» Exercise goal
Pull out each line of the data that includes the word "index".

+-------+

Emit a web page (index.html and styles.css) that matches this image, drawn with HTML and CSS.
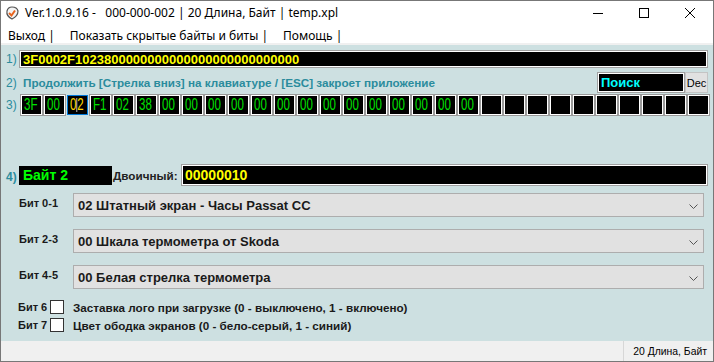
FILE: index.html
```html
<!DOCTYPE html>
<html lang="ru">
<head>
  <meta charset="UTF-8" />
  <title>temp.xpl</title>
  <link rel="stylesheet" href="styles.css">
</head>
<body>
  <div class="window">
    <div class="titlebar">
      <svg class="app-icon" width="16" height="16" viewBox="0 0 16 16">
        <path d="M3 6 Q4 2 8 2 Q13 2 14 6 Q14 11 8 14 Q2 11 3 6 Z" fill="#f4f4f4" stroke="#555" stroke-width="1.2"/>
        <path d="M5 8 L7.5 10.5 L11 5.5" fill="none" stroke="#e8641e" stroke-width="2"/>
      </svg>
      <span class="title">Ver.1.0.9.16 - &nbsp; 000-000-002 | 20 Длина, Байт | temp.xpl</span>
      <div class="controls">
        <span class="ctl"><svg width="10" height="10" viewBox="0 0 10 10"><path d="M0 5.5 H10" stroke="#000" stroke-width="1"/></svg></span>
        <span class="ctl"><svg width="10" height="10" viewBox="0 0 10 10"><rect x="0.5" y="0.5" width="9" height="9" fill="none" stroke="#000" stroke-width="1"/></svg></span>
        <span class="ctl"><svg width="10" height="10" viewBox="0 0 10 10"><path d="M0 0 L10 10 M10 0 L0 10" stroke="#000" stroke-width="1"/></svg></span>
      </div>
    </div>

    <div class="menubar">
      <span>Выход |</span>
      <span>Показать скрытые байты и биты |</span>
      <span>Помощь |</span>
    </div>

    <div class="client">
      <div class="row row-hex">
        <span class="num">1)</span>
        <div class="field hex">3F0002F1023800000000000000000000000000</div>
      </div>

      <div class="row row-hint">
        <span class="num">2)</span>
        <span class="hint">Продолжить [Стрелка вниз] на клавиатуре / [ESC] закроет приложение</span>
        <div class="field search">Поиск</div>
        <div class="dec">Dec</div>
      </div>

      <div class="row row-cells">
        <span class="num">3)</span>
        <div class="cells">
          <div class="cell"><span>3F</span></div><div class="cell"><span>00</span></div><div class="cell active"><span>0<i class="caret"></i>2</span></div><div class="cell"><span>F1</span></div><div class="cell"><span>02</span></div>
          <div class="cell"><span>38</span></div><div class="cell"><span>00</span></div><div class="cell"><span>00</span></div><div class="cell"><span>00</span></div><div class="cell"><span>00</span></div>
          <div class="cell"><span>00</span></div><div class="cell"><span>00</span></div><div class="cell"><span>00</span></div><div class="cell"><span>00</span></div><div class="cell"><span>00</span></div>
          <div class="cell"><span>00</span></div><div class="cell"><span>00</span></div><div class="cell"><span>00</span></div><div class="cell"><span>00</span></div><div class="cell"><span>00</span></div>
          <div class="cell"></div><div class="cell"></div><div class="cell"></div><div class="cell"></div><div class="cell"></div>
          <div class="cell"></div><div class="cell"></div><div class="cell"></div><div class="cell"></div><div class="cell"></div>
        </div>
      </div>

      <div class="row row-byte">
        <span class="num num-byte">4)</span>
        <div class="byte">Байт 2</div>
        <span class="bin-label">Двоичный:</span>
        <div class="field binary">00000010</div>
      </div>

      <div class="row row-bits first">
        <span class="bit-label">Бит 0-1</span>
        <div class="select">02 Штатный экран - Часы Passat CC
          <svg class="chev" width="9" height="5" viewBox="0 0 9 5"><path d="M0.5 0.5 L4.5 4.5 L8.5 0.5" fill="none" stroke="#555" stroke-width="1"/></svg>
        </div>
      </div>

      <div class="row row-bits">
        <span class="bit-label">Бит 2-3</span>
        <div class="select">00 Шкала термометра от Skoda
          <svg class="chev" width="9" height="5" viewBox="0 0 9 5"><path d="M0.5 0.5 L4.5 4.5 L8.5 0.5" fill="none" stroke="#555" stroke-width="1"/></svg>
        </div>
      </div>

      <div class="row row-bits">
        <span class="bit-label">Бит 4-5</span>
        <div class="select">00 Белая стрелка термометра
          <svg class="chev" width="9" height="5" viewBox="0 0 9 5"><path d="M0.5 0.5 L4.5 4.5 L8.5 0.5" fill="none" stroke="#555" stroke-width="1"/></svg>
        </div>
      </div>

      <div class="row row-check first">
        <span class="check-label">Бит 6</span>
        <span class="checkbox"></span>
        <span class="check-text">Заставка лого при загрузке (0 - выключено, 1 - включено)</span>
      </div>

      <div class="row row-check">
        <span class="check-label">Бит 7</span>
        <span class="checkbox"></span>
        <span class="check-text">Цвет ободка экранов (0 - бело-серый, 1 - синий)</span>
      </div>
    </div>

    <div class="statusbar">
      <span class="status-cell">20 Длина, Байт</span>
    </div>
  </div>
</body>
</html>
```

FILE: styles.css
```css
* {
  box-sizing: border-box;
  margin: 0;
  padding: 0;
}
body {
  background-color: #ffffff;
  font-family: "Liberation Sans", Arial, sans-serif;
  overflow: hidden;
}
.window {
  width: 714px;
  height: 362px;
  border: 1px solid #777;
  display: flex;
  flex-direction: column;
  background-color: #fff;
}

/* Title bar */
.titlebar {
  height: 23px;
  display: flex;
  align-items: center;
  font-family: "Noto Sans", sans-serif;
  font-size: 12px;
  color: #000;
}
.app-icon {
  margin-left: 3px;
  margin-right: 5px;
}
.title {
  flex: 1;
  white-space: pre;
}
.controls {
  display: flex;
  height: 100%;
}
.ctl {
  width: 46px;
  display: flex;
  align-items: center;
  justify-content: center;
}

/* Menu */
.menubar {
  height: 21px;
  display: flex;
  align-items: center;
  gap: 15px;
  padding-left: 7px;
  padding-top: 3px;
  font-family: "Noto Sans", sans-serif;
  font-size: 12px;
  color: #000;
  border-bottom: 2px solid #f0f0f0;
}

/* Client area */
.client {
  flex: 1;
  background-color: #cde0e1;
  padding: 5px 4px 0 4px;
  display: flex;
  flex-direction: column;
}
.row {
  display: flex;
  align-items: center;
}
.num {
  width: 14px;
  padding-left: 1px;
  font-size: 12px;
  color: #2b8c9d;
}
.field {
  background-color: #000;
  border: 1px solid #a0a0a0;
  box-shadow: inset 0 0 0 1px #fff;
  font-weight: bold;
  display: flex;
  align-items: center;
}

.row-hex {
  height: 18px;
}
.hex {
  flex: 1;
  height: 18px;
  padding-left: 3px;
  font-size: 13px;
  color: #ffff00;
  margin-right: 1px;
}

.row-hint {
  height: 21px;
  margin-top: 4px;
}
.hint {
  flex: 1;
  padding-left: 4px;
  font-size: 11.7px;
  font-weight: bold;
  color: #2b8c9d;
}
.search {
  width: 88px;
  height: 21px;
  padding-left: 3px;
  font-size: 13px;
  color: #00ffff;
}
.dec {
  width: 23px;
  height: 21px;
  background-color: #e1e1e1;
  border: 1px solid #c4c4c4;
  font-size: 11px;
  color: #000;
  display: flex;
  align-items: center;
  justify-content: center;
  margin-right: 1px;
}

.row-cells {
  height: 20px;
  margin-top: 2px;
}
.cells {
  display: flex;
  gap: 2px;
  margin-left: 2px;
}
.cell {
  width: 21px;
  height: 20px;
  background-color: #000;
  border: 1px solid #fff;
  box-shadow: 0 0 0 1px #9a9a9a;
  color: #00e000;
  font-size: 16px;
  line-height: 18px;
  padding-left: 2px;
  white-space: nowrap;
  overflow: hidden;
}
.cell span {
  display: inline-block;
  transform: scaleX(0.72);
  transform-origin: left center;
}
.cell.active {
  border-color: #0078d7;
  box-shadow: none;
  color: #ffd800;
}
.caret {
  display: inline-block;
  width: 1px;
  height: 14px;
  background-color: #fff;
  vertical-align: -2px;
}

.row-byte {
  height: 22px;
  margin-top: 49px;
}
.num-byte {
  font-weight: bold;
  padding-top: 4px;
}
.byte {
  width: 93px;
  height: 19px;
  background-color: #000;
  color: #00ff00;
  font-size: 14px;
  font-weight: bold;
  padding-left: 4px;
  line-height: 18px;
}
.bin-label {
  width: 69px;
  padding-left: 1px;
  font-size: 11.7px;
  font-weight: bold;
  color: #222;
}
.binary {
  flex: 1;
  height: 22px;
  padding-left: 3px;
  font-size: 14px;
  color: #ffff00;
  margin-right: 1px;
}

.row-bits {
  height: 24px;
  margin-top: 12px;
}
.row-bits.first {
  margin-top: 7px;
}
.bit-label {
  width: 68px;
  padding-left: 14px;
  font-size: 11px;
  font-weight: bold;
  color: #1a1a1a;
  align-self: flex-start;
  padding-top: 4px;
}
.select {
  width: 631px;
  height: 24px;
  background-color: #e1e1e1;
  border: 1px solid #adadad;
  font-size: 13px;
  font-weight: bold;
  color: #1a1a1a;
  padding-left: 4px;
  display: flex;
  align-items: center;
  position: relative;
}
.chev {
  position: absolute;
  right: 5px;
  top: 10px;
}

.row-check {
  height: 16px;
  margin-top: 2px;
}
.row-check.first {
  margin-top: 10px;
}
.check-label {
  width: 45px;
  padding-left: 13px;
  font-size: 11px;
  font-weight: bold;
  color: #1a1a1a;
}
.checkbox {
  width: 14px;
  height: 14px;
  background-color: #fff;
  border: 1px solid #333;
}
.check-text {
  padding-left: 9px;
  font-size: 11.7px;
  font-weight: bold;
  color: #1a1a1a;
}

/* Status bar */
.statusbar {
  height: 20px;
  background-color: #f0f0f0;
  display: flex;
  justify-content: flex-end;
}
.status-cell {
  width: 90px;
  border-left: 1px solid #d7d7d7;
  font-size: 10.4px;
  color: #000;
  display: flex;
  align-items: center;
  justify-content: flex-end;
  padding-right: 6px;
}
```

+-------+

» Response for this exercise
Emit a web page (index.html and styles.css) that matches this image, drawn with HTML and CSS.
FILE: index.html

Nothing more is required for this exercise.